First, although Bragg is, in a hypothetical ideal world, supposed to base all his decisions on a dispassionate and unbiased determination of the law, he is of course human, and also a politician with political ambitions.

For those reasons, Trump's statement is likely to anger him, and therefore make him more likely to prosecute if the decision is a close one. After all, Bragg certainly would not want to become known as the chickensh*t prosecutor who backed down because Trump made threats and called him names.


For a political point of view and considering the "optics" of suddenly appearing to back down, Bragg is more likely to plow ahead even with a case he might believe is weak. After all, he can also tell the public that he tried - indeed, he was the first to try - and he simply was not able to win with one of more hidden Trump supporters on the criminal jury, Banzhaf suggests.

Second, many media reports claim that Trump has been enjoying amazing fundraising success from his claim that he was about to be indicted in Manhattan. His supporters, as well as those who might simply fear civil unrest if it occurred, were sending their hard earned money to Trump because he claimed that his arrest was imminent.

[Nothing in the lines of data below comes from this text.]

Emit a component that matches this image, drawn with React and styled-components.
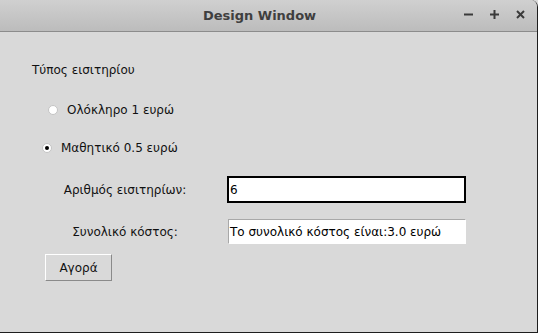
import React from "react";
import styled, { createGlobalStyle } from "styled-components";

const Global = createGlobalStyle`
  html, body {
    margin: 0;
    padding: 0;
    background: #d9d9d9;
  }
  * {
    box-sizing: border-box;
  }
`;

const Window = styled.div`
  width: 538px;
  height: 333px;
  display: flex;
  flex-direction: column;
  background: #d9d9d9;
  border-right: 1px solid #1e1e1e;
  border-bottom: 1px solid #1e1e1e;
  border-top-right-radius: 7px;
  overflow: hidden;
  font-family: "DejaVu Sans", sans-serif;
`;

const TitleBar = styled.div`
  height: 32px;
  flex: none;
  display: flex;
  align-items: center;
  position: relative;
  background: linear-gradient(#d0d0d0, #bcbcbc);
  border-bottom: 1px solid #8c8c8c;
`;

const Title = styled.div`
  flex: 1;
  text-align: center;
  padding-right: 18px;
  font-size: 13px;
  font-weight: bold;
  color: #3f3f3f;
`;

const Controls = styled.div`
  position: absolute;
  right: 12px;
  top: 10px;
  display: flex;
  gap: 17px;
`;

const Content = styled.div`
  flex: 1;
  display: flex;
  flex-direction: column;
  align-items: flex-start;
`;

const Heading = styled.div`
  margin: 30px 0 0 32px;
  height: 16px;
  line-height: 16px;
  font-size: 12px;
  color: #111;
`;

const RadioRow = styled.label`
  margin: ${(p) => p.$top}px 0 0 ${(p) => p.$left}px;
  height: 16px;
  display: flex;
  align-items: center;
  gap: ${(p) => p.$gap}px;
  font-size: 12px;
  color: #111;
`;

const RadioDot = styled.span`
  width: 10px;
  height: 10px;
  border-radius: 50%;
  background: #fff;
  border: 1px solid #c4c4c4;
  display: flex;
  align-items: center;
  justify-content: center;
  &::after {
    content: "";
    width: 4px;
    height: 4px;
    border-radius: 50%;
    background: ${(p) => (p.$checked ? "#000" : "transparent")};
  }
`;

const Form = styled.div`
  margin: 20px 0 0 45px;
  display: grid;
  grid-template-columns: 160px 240px;
  column-gap: 22px;
  row-gap: 16px;
  align-items: center;
`;

const FieldLabel = styled.div`
  text-align: center;
  font-size: 12px;
  color: #111;
`;

const Entry = styled.div`
  height: ${(p) => (p.$focus ? 27 : 25)}px;
  width: ${(p) => (p.$focus ? 239 : 238)}px;
  margin-left: ${(p) => (p.$focus ? 0 : 1)}px;
  background: #fff;
  border: ${(p) => (p.$focus ? "2px solid #000" : "1px solid #a8a8a8")};
  border-right-color: ${(p) => (p.$focus ? "#000" : "#fff")};
  border-bottom-color: ${(p) => (p.$focus ? "#000" : "#fff")};
  display: flex;
  align-items: center;
  padding-left: ${(p) => (p.$focus ? 1 : 1)}px;
  font-size: 12px;
  color: #000;
`;

const Button = styled.button`
  margin: 10px 0 0 45px;
  width: 67px;
  height: 27px;
  background: #d9d9d9;
  border: 1px solid #fff;
  border-right-color: #8a8a8a;
  border-bottom-color: #8a8a8a;
  font-family: "DejaVu Sans", sans-serif;
  font-size: 12px;
  color: #111;
  padding: 0;
`;

const Icon = ({ children }) => (
  <svg width="9" height="9" viewBox="0 0 9 9" stroke="#3a3a3a" strokeWidth="2">
    {children}
  </svg>
);

export default function App() {
  return (
    <>
      <Global />
      <Window>
        <TitleBar>
          <Title>Design Window</Title>
          <Controls>
            <Icon>
              <line x1="0" y1="4.5" x2="9" y2="4.5" />
            </Icon>
            <Icon>
              <line x1="0" y1="4.5" x2="9" y2="4.5" />
              <line x1="4.5" y1="0" x2="4.5" y2="9" />
            </Icon>
            <Icon>
              <line x1="1" y1="1" x2="8" y2="8" />
              <line x1="8" y1="1" x2="1" y2="8" />
            </Icon>
          </Controls>
        </TitleBar>
        <Content>
          <Heading>Τύπος εισιτηρίου</Heading>
          <RadioRow $top={24} $left={48} $gap={9}>
            <RadioDot />
            Ολόκληρο 1 ευρώ
          </RadioRow>
          <RadioRow $top={22} $left={42} $gap={9}>
            <RadioDot $checked />
            Μαθητικό 0.5 ευρώ
          </RadioRow>
          <Form>
            <FieldLabel>Αριθμός εισιτηρίων:</FieldLabel>
            <Entry $focus>6</Entry>
            <FieldLabel>Συνολικό κόστος:</FieldLabel>
            <Entry>Το συνολικό κόστος είναι:3.0 ευρώ</Entry>
          </Form>
          <Button>Αγορά</Button>
        </Content>
      </Window>
    </>
  );
}
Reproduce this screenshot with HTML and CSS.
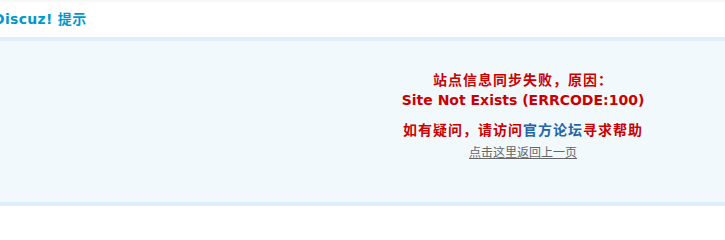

If he now convinces most of these people that “they’ve already dropped the case" and that "the case is over," these two strong incentives to send him money disappear, and he may not actually face a new legal threat, from which he can raise more money, for weeks if not months, and possibly even never.

Therefore, says Banzhaf as a former very successful fundraiser, it would be strange to admit that this threat - the "villain" in fundraising parlance - now longer exists, and thereby give up a prime argument for people to urgently send him all the money they can.

So this latest pair of statements is strange, even by Trumpian standards, suggests Prof Banzhaf.